Few countries offer such varied geographic and climatic options within a single jurisdiction.

Structural Weaknesses

  • Security varies significantly by region.
  • Healthcare and education quality differ between public and private sectors.
  • Air pollution in Mexico City.
  • Administrative bureaucracy can be slow.

8. Security Considerations

Security conditions are uneven. Major tourist areas and central districts of large cities are generally safe when standard precautions are observed.

However:

  • Certain regions face organized crime activity.
  • Risk exposure depends heavily on lifestyle and location.
  • Local knowledge is critical.

Security in Mexico is neither uniformly dangerous nor universally safe — it is a risk-management variable.

9. Geopolitical Positioning

Mexico maintains pragmatic international relations and continues broad trade engagement.

Its geographic location between North and South America, combined with extensive air connectivity, makes it a strategic regional hub.

The principal vulnerability remains economic sensitivity to U.S. policy and market cycles.

Overall Assessment

Mexico is neither a universal safe haven nor a low-tax utopia.
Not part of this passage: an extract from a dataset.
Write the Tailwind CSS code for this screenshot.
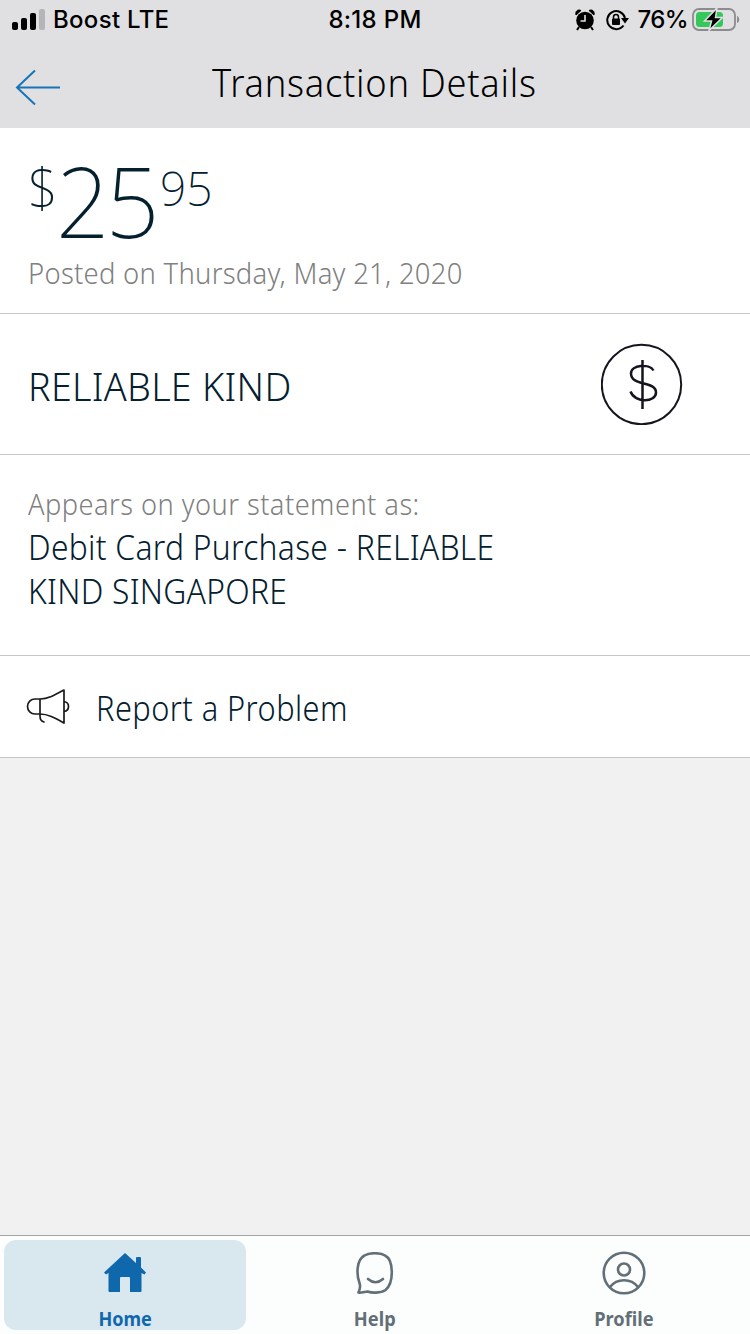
<!DOCTYPE html>
<html lang="en">
<head>
<meta charset="utf-8">
<title>Transaction Details</title>
<script src="https://cdn.jsdelivr.net/npm/@tailwindcss/browser@4"></script>
</head>
<body class="w-[750px] h-[1334px] overflow-hidden flex flex-col bg-[#f1f1f1] font-['Noto_Sans',sans-serif] font-light text-[#04202f] whitespace-nowrap">
<header class="h-32 bg-[#e0e0e2] text-black flex flex-col">
  <div class="h-10 grid grid-cols-3 font-['Inter',sans-serif] font-medium text-[24px] leading-10">
    <div class="flex items-center pl-3">
      <svg class="w-[33px] h-[22px]" viewBox="0 0 33 22"><rect x="0" y="13" width="6" height="8" rx="2"/><rect x="9" y="9" width="6" height="12" rx="2"/><rect x="18" y="4" width="6" height="17" rx="2"/><rect x="27" y="0" width="6" height="21" rx="2" fill="#b5b5b7"/></svg>
      <span class="ml-[8px] tracking-[0.3px]">Boost LTE</span>
    </div>
    <div class="text-center tracking-[0.3px]">8:18 PM</div>
    <div class="flex items-center justify-end pr-[10px]">
      <svg class="w-[20px] h-[22px]" viewBox="0 0 20 22"><circle cx="10" cy="11.500" r="8.800"/><path d="M4 18 2 21M16 18l2 3" stroke="#000" stroke-width="2"/><path d="M1 6C0 2 3 0 6 1.500zM19 6C20 2 17 0 14 1.500z" stroke="#000"/><path d="M10 6v6H5.500" fill="none" stroke="#e0e0e2" stroke-width="1.600"/></svg>
      <svg class="w-[24px] h-[22px] ml-[11px]" viewBox="0 0 24 22"><path d="M17.500 16.500A9 9 0 1 1 19 9" fill="none" stroke="#000" stroke-width="2"/><path d="M15 9h8L19 14.500z"/><rect x="6" y="9.500" width="8" height="6.500" rx="1"/><path d="M7.500 10V8a2.500 2.500 0 0 1 5 0v2" fill="none" stroke="#000" stroke-width="1.500"/></svg>
      <span class="ml-[8px] tracking-[-0.6px]">76%</span>
      <svg class="w-[48px] h-[24px] ml-[4px]" viewBox="0 0 48 24"><rect x="1" y="1" width="42" height="21" rx="6" fill="none" stroke="#8c8c8e" stroke-width="1.800"/><path d="M45 8v7c3-1 3-6 0-7" fill="#8c8c8e"/><rect x="4" y="4" width="27" height="15" rx="3.500" fill="#34c759"/><path d="M25 0 12.500 13h7L17 22.500 30.500 9.500h-7z" stroke="#e0e0e2" stroke-width="1.500"/></svg>
    </div>
  </div>
  <div class="h-[88px] flex">
    <svg class="w-[46px] h-[36px] ml-[15px] mt-[29px]" viewBox="0 0 46 36" fill="none" stroke="#1874b8" stroke-width="2"><path d="M45 18.500H2M20 1.500 2 18.500l18 17"/></svg>
    <h1 class="ml-[151px] mt-[15px] text-[39px] leading-[54px] tracking-[0.8px] origin-left scale-x-[0.93]">Transaction Details</h1>
  </div>
</header>
<main class="bg-white">
  <section class="h-[186px] border-b border-[#c6c6c6] pl-[28px]">
    <div class="flex h-[120px]">
      <span class="w-[28px] text-[55px] leading-[66px] mt-[26px] font-extralight origin-left scale-x-[0.95]">$</span>
      <span class="w-[104px] text-[98px] leading-[90px] mt-[27px] font-extralight tracking-[-4px] origin-left scale-x-[0.96]">25</span>
      <span class="text-[48px] leading-[66px] mt-[27px] font-extralight origin-left scale-x-[0.96]">95</span>
    </div>
    <p class="w-fit text-[30px] leading-[50px] text-[#808080] tracking-[0.3px] origin-left scale-x-[0.914]">Posted on Thursday, May 21, 2020</p>
  </section>
  <section class="h-[141px] border-b border-[#c6c6c6] flex items-center justify-between pl-[28px] pr-[67px]">
    <h2 class="text-[39px] leading-[54px] mt-[4px] tracking-[0.3px] origin-left scale-x-[0.967]">RELIABLE KIND</h2>
    <svg class="w-[82px] h-[82px]" viewBox="0 0 82 82" fill="none" stroke="#15151f" stroke-width="2"><circle cx="40.500" cy="41.500" r="39.700"/><path d="M41.500 17v49M52.500 27.500c-4-7-22.500-6-22.500 3 0 13 25 7 25 19 0 10-21 11-25.500-1" stroke-width="2.500"/></svg>
  </section>
  <section class="h-[201px] border-b border-[#c6c6c6] pl-[28px] pt-[28px]">
    <p class="w-fit text-[29px] leading-[42px] text-[#808080] tracking-[0.5px] origin-left scale-x-[0.938]">Appears on your statement as:</p>
    <p class="w-fit text-[34px] leading-[44px] tracking-[0.3px] origin-left scale-x-[0.935]">Debit Card Purchase - RELIABLE<br>KIND SINGAPORE</p>
  </section>
  <section class="h-[102px] border-b border-[#c6c6c6] flex items-center pl-[26px]">
    <svg class="w-[44px] h-[36px]" viewBox="0 0 44 36" fill="none" stroke="#1a1a1a" stroke-width="1.700" stroke-linejoin="round" stroke-linecap="round"><path d="M38 1C29 6 22 10 14 10H9a7.500 7.500 0 0 0 0 15h5c8 0 15 4 24 9zM14 10v17q0 5 4 6M38 12.500c6 1 6 9 0 10"/></svg>
    <span class="ml-[26px] text-[34px] leading-[48px] mt-[3px] tracking-[0.5px] origin-left scale-x-[0.904]">Report a Problem</span>
  </section>
</main>
<nav class="mt-auto h-[99px] border-t border-[#a3a3a5] bg-[#fcfdfd] grid grid-cols-3 text-[#636f77] font-bold text-[19px] leading-[26px]">
  <a class="ml-1 mt-[4px] h-[90px] w-[242px] rounded-[12px] bg-[#d9e7ef] text-[#1068ac] flex flex-col items-center pt-[13px]">
    <svg class="w-[42px] h-[40px] shrink-0" viewBox="0 0 42 40" fill="currentColor"><path d="M21 0 32 10V5q0-1 1-1h3q1 0 1 1v9.500l5 5-1.500 2-3-1.500V38q0 1-1 1H26V25q0-1-1-1h-8q-1 0-1 1v14H5.500q-1 0-1-1V20L2 21.500 0 19.500z"/></svg>
    <span class="mt-[13px] scale-x-[0.95]">Home</span>
  </a>
  <a class="flex flex-col items-center pt-[16px]">
    <svg class="w-[38px] h-[42px]" viewBox="0 0 38 42" fill="none" stroke="currentColor" stroke-width="2.600" stroke-linejoin="round" stroke-linecap="round"><path d="M3.500 31C.5 23 0 8 8.500 3.500c5-3 16-3 20.500 0C38 8 38 31 29.500 38c-5 3.500-14 3-18 1.500C8 40 4 41 2.500 40.500 4 37 5 35 3.500 31zM12 27q7.500 6.500 15 0"/></svg>
    <span class="mt-[12px] scale-x-[0.96]">Help</span>
  </a>
  <a class="flex flex-col items-center pt-[15px] pr-[2px]">
    <svg class="w-[44px] h-[44px]" viewBox="0 0 44 44" fill="none" stroke="currentColor" stroke-width="2.600"><circle cx="22" cy="22" r="20.300"/><circle cx="22" cy="18.500" r="6"/><path d="M8 36c7-9 21-9 28 0"/></svg>
    <span class="mt-[11px] scale-x-[0.96]">Profile</span>
  </a>
</nav>
</body>
</html>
It is:

  • A major emerging-market economy deeply integrated into global trade;
  • A jurisdiction with relatively accessible residency pathways;
  • A country offering real business and real estate opportunities;
  • A system that requires careful legal and tax structuring.

Suitable For:

  • Entrepreneurs targeting the North American market;
  • Real estate investors in tourism-driven regions;
  • Mobile families seeking cost-of-living arbitrage;
  • Individuals building multi-jurisdictional resilience strategies.

Requires Caution For:

  • Those seeking zero-tax environments;
  • Investors without local due diligence capacity;
  • Individuals unwilling to navigate bureaucracy;
  • Risk-averse individuals highly sensitive to security concerns.